Ce raisonnement est aiguisé lorsque ces outils appartiennent à une gamme particulière, celle des « armes », qu’on qualifiera simplement d’outils spécialisés pour faire la guerre. Certains outils ne sont fabriqués que pour cela (le char d’assaut), d’autres outils ne sont pas fabriqués pour cela mais peuvent être utilisés à cet effet (une machette est normalement un instrument agricole, mais elle a pu servir dans une guerre civile au Ruanda) ; une troisième catégorie désigne des gammes d’outils qui utilisent les mêmes schémas technologiques mais dont certains sont dédiés à des usages civils, d’autres à des usages militaires (cas des avions qui peuvent être des avions de ligne pour transporter des voyageurs civils ou de chasse pour abattre d’autres avions ou bombarder des positions ennemies). On parle de technologie duale.
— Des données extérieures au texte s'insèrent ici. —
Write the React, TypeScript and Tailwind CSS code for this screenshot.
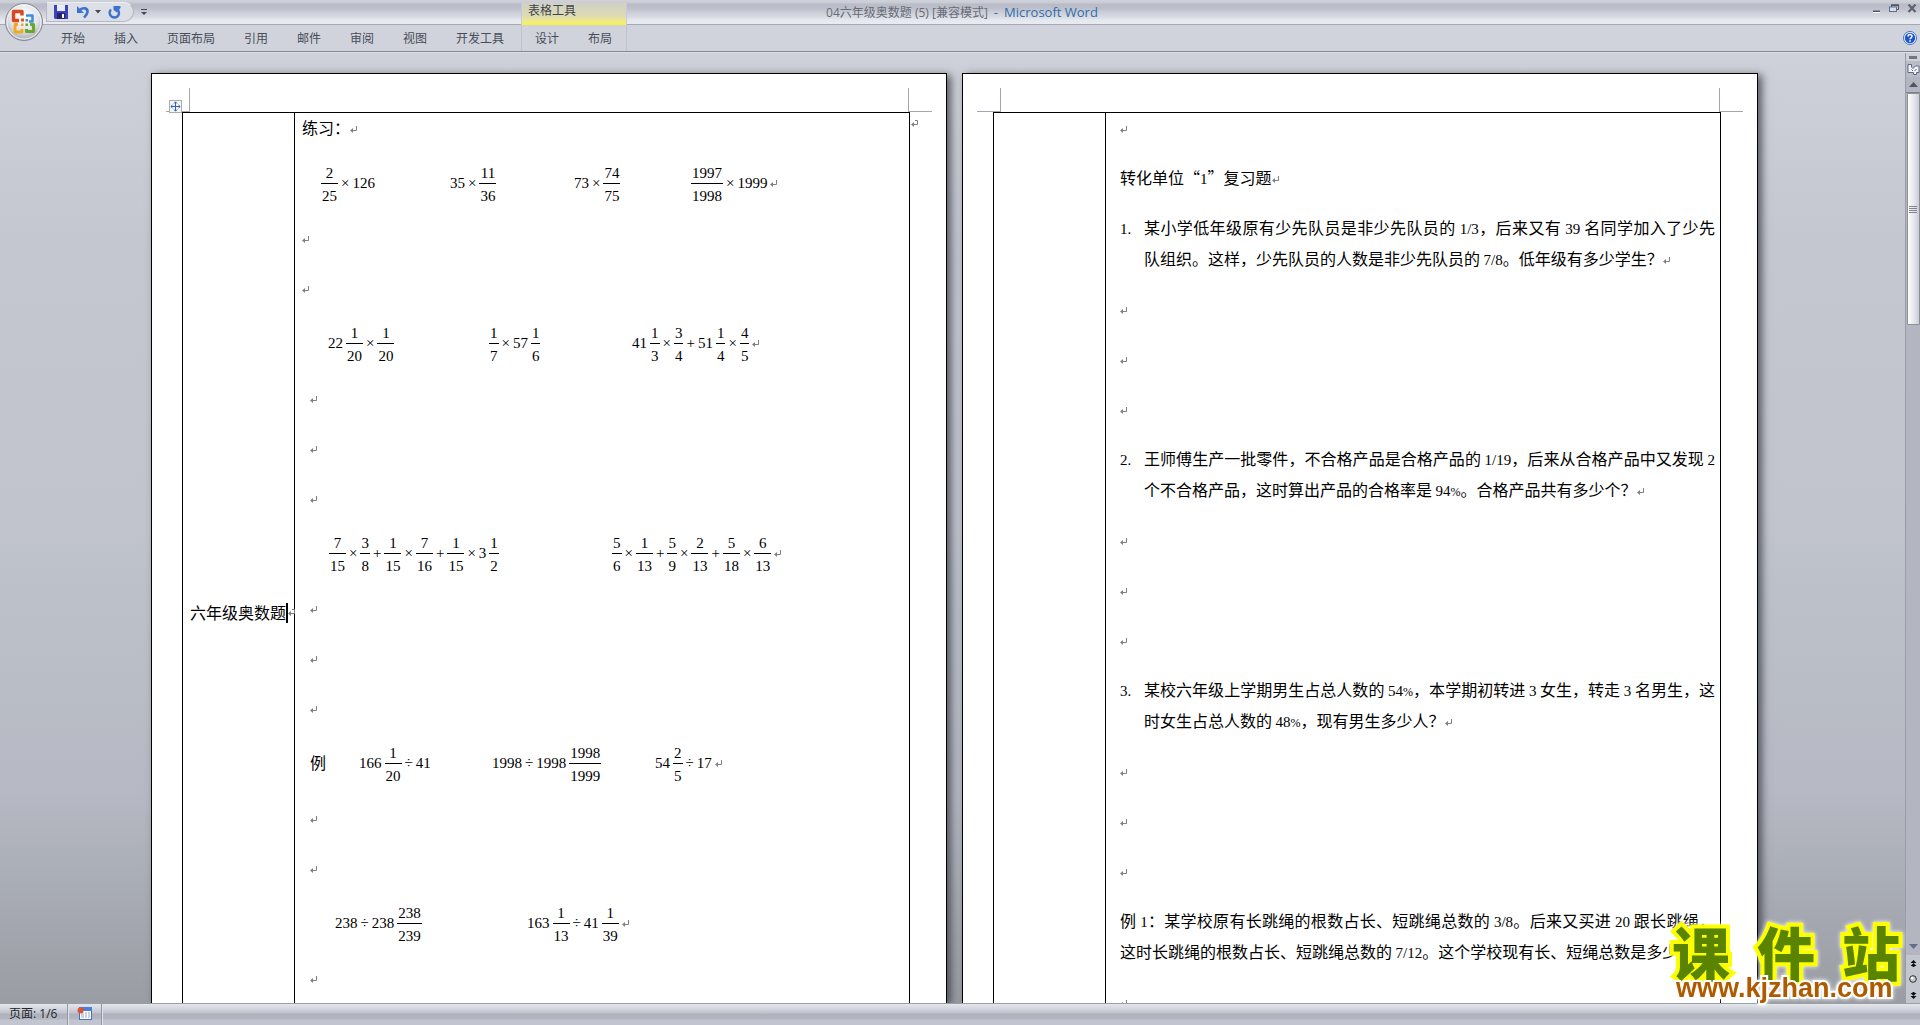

A mesure de l’évolution humaine, les outils ont probablement été de plus en plus duaux. C’est évident dans le cas de l’espace aérien, cela l’est plus encore dans le cas du nucléaire. Celui-ci sert à la fois à produire de l’énergie, mais aussi à fabriquer des bombes (atomiques et nucléaires) dont le pouvoir de destruction a radicalement changé la grammaire de la guerre. Au point que le nucléaire constitue ce que j’ai appelé ailleurs une « sphère stratégique », c’est-à-dire un « espace » stratégique, naturel ou artificiel, dont les règles stratégiques différent de celles des autres sphères stratégiques, et interfèrent avec elles dans une stratégie générale : celle-ci vise à agencer et combiner les actions dans l’ensemble des sphères stratégiques afin de parvenir au « but de guerre » fixé par le pouvoir politique. On distingue ainsi plusieurs sphères, les cinq premières étant « naturelles », et présentées dans l’ordre de leur prise de contrôle par l’humanité : la terre, la mer, l’air, l’espace électromagnétique, l’espace exo-atmosphérique. Le génie humain a mis en place deux nouvelles sphères stratégiques : la sphère nucléaire, et tout récemment le cyberespace. Toutes ces sphères nécessitent des outils, et nécessitent de plus en plus d’outils (ou des outils de plus en plus évolués). Et toutes ces sphères sont le lieu de guerres possibles.

NB : ce texte devait servir à l'origine à un article sur l'éthique du cyberespace : je l'ai finalement ôté, même s'il me semble que les deux textes ont partie liée.